I wrote a WordPress plugin (tested for 2.5.1) that displays my most recent Google search terms in my sidebar. It was an experiment with using the Splunk REST API and the PHP SDK.
You can configure the widget from the Widgets page and it supports multiple instances with different configuration. Right now the actual search string is hardcoded because I’m doing some extra mangling to get the search terms the way I want anyway, but I’ll be adding that to the configuration options also. Eventually there will be a way to cache results so you don’t do the search each time the page is loaded.
Since there is still work to do to make it more generic, I haven’t uploaded it to the WordPress site. But here is the basic PHP code to play around with. In fine programming tradition, I learned quite a lot by picking apart existing WordPress widgets, in this case Random Image and Twitter Tools. This widget requires the Splunk PHP SDK, by default my code is expecting it to be in the same directory (which is probably going to be something like wp/wp-content/plugins/widgetname.) There are a few things it depends on, you can find the details at the Google Code page.

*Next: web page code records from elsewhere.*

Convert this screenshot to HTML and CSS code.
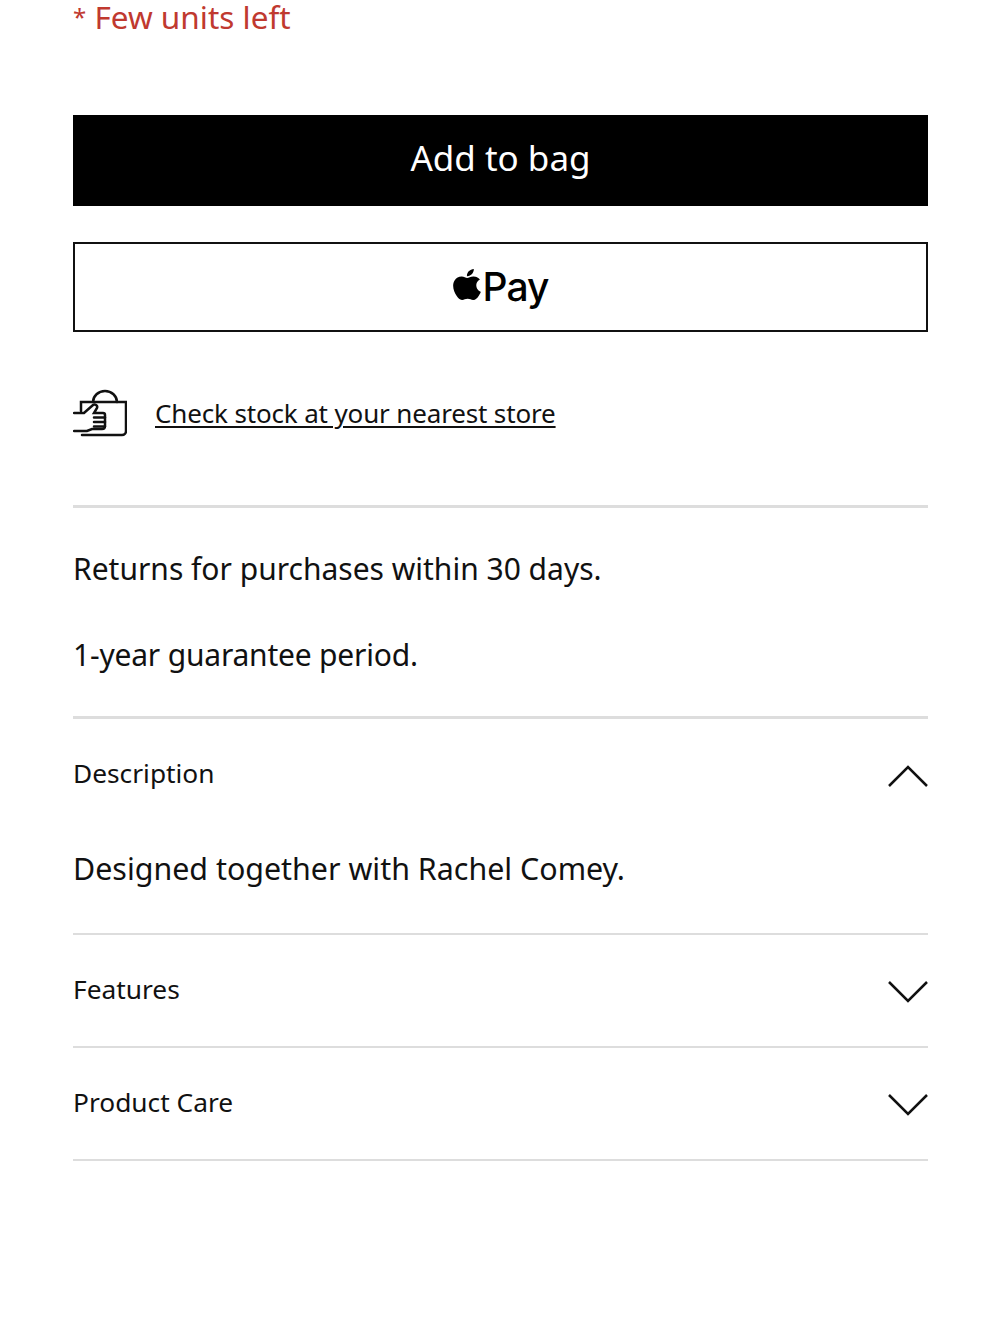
FILE: index.html
```html
<!doctype html>
<html lang="en">

<head>
    <meta charset="utf-8">
    <meta name="viewport" content="width=device-width, initial-scale=1">
    <title>Product</title>
    <link rel="stylesheet" href="styles.css">
</head>

<body>

    <main class="product">
        <p class="stock-note"><span class="star">*</span> Few units left</p>

        <button class="btn btn-bag" type="button">Add to bag</button>

        <button class="btn btn-pay" type="button">
            <svg class="apple-logo" viewBox="0 0 24 24" preserveAspectRatio="none" aria-hidden="true">
                <path d="M12.152 6.896c-.948 0-2.415-1.078-3.96-1.04-2.04.027-3.91 1.183-4.961 3.014-2.117 3.675-.546 9.103 1.519 12.09 1.013 1.454 2.208 3.09 3.792 3.039 1.52-.065 2.09-.987 3.935-.987 1.831 0 2.35.987 3.96.948 1.637-.026 2.676-1.48 3.676-2.948 1.156-1.688 1.636-3.325 1.662-3.415-.039-.013-3.182-1.221-3.22-4.857-.026-3.04 2.48-4.494 2.597-4.559-1.429-2.09-3.623-2.324-4.39-2.376-2-.156-3.675 1.09-4.61 1.09zM15.53 3.83c.843-1.012 1.4-2.427 1.245-3.83-1.207.052-2.662.805-3.532 1.818-.78.896-1.454 2.338-1.273 3.714 1.338.104 2.715-.688 3.559-1.701" />
            </svg>
            <span>Pay</span>
        </button>

        <div class="store-row">
            <svg class="store-icon" viewBox="0 0 54 48" aria-hidden="true">
                <path d="M20 13A12 11 0 0 1 44 13" />
                <path d="M8 22V13H53V42a4 4 0 0 1-4 4H9" />
                <path d="M1 24H11L20 16c2-1.500 5 .5 4 3L21 24H30c1.500 0 2 1 2 2V37c0 2-1 3-3 3H19L14 42H1" />
                <path d="M21 28.500H32M21 33H32M21 37.500H32" />
            </svg>
            <a class="store-link" href="javascript:void(0)">Check stock at your nearest store</a>
        </div>

        <section class="policies">
            <p>Returns for purchases within 30 days.</p>
            <p class="policy-short">1-year guarantee period.</p>
        </section>

        <section class="fold fold-open">
            <div class="fold-head">
                <span>Description</span>
                <svg class="chevron" viewBox="0 0 40 22" aria-hidden="true"><path d="M1 21L20 2l19 19" /></svg>
            </div>
            <p class="fold-body">Designed together with Rachel Comey.</p>
        </section>

        <section class="fold">
            <div class="fold-head">
                <span>Features</span>
                <svg class="chevron" viewBox="0 0 40 22" aria-hidden="true"><path d="M1 1l19 19L39 1" /></svg>
            </div>
        </section>

        <section class="fold">
            <div class="fold-head">
                <span>Product Care</span>
                <svg class="chevron" viewBox="0 0 40 22" aria-hidden="true"><path d="M1 1l19 19L39 1" /></svg>
            </div>
        </section>
    </main>

</body>

</html>
```

FILE: styles.css
```css
body {
    font-family: "Noto Sans", Arial, sans-serif;
    margin: 0;
    padding: 0;
    background-color: #fff;
    color: #111;
}

.product {
    display: flex;
    flex-direction: column;
    padding: 0 72px 0 73px;
}

p {
    margin: 0;
}

.stock-note {
    height: 34px;
    font-size: 31.5px;
    line-height: 34px;
    color: #c0392f;
}

.star {
    font-size: 24px;
    line-height: 1;
    vertical-align: 3px;
}

.btn {
    display: flex;
    align-items: center;
    justify-content: center;
    width: 100%;
    height: 91px;
    padding: 0;
    border-radius: 0;
    font-family: inherit;
}

.btn-bag {
    margin-top: 81px;
    padding-bottom: 6px;
    border: 0;
    background: #000;
    color: #fff;
    font-size: 35px;
}

.btn-pay {
    height: 90px;
    margin-top: 36px;
    padding-bottom: 2px;
    border: 2px solid #111;
    background: #fff;
    color: #000;
    font-family: "Inter", sans-serif;
    font-size: 39px;
    font-weight: 500;
    letter-spacing: -1px;
}

.apple-logo {
    width: 34px;
    height: 31px;
    margin: -3px -1px 0 -3px;
}

.store-row {
    display: flex;
    align-items: center;
    gap: 28px;
    margin-top: 57px;
    padding-bottom: 68px;
    border-bottom: 3px solid #ddd;
}

.store-icon {
    width: 54px;
    height: 48px;
    fill: none;
    stroke: #111;
    stroke-width: 2.5;
    stroke-linecap: round;
}

.store-link {
    font-size: 26px;
    letter-spacing: -0.15px;
    color: #111;
    text-decoration: underline;
    text-decoration-thickness: 2px;
    text-underline-offset: 3px;
}

.policies {
    display: flex;
    flex-direction: column;
    gap: 42px;
    padding: 39px 0;
    border-bottom: 3px solid #ddd;
    font-size: 30px;
    line-height: 44px;
}

.policy-short {
    letter-spacing: -0.2px;
}

.fold {
    border-bottom: 2px solid #ddd;
}

.fold-head {
    display: flex;
    align-items: center;
    justify-content: space-between;
    box-sizing: border-box;
    height: 111px;
    padding-bottom: 4px;
    font-size: 26.3px;
}

.fold-open .fold-head {
    height: 109px;
    padding-bottom: 2px;
}

.fold-body {
    padding: 19px 0 42px;
    font-size: 30.4px;
    line-height: 44px;
}

.chevron {
    width: 40px;
    height: 22px;
    margin-top: 6px;
    fill: none;
    stroke: #111;
    stroke-width: 2.5;
}
```
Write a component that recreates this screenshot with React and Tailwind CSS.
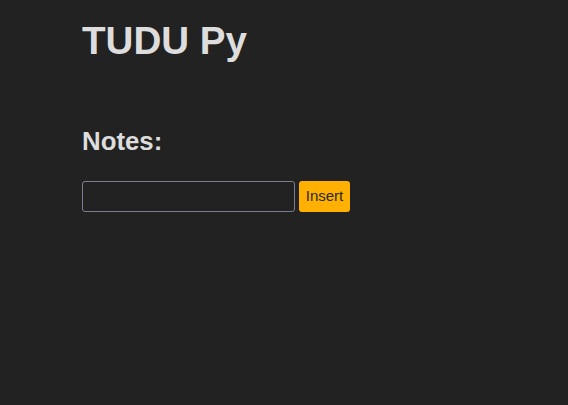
export default function App() {
  return (
    <div className="min-h-[405px] w-full bg-[#222222] text-[#dddddd] pl-[82px] pt-[19px]" style={{ fontFamily: '"Liberation Sans", Arial, sans-serif' }}>
      <h1 className="text-[38.6px] font-bold leading-[44px] m-0">TUDU Py</h1>
      <h2 className="text-[25.8px] font-bold leading-[30px] mt-[63px]">Notes:</h2>
      <div className="flex gap-[4px] mt-[25px]">
        <input className="w-[213px] h-[31px] border border-[#7d7d90] rounded-[3px] bg-transparent text-[#dddddd] px-1 outline-none" />
        <button className="w-[51px] h-[31px] bg-[#ffb000] rounded-[3px] text-[#2a2a2a] text-[15px]">Insert</button>
      </div>
    </div>
  );
}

You can find the widget here:
splunk_statsphp1
Note: updated version posted 31 July 08.
Here’s a sample of the kinds of events I’m looking at. I have some extra field extractions because it’s a custom format and not exactly access_combined, but I get the referer in there. What I want to display is the actual search string, in this case “drum+carder”. I have to strip out the ‘+’ between words because otherwise it doesn’t wrap nicely in my narrow sidebar. (I’m sure I could fix this in my theme somehow but Eric Meyer I’m not.)
xxx.xxx.xxx.xxx [15/Jul/2008:12:08:07 -0700] “GET /tag/drum-carder/ HTTP/1.1” 200 “http://www.google.com/search?hl=en&pwst=1&q=drum+carder&start=10&sa=N”
You can go look at the code if you really want to know, but here are a few comments on what it’s doing:
I only want a couple results, so to make the search as fast as possible I’m limiting what I get back.
// how many results to get?
$dispatchProps[‘max_count’] = 3;
Also there’s no need to have the default time to live, so set the timeout to something reasonable. This could be much smaller, even.
// don’t leave the search hanging around
$dispatchProps[‘timeout’] = 300;
It’s a pretty simple search, the auto key/value extraction already gets the q= stuff out of the referer field.
// using head to get only what I want makes the search way faster
$job_id = $searchMgr->syncSearch(‘search sourcetype=”spinnyspinny_access_log” google search | head 3’, $dispatchProps);
Here’s what it looks like in my sidebar:
If you want to see it in action, I have it installed in my personal blog at http://www.feorlen.org. It is pulling statistics about my other site at http://www.spinnyspinny.com, which gets a lot of search engine hits from Google. If you want to test it, search for “spinnyspinny” and some other relevant keywords like “yarn” and you will find my site. Don’t go abusing it now, because you know that Splunk will be telling me your IP!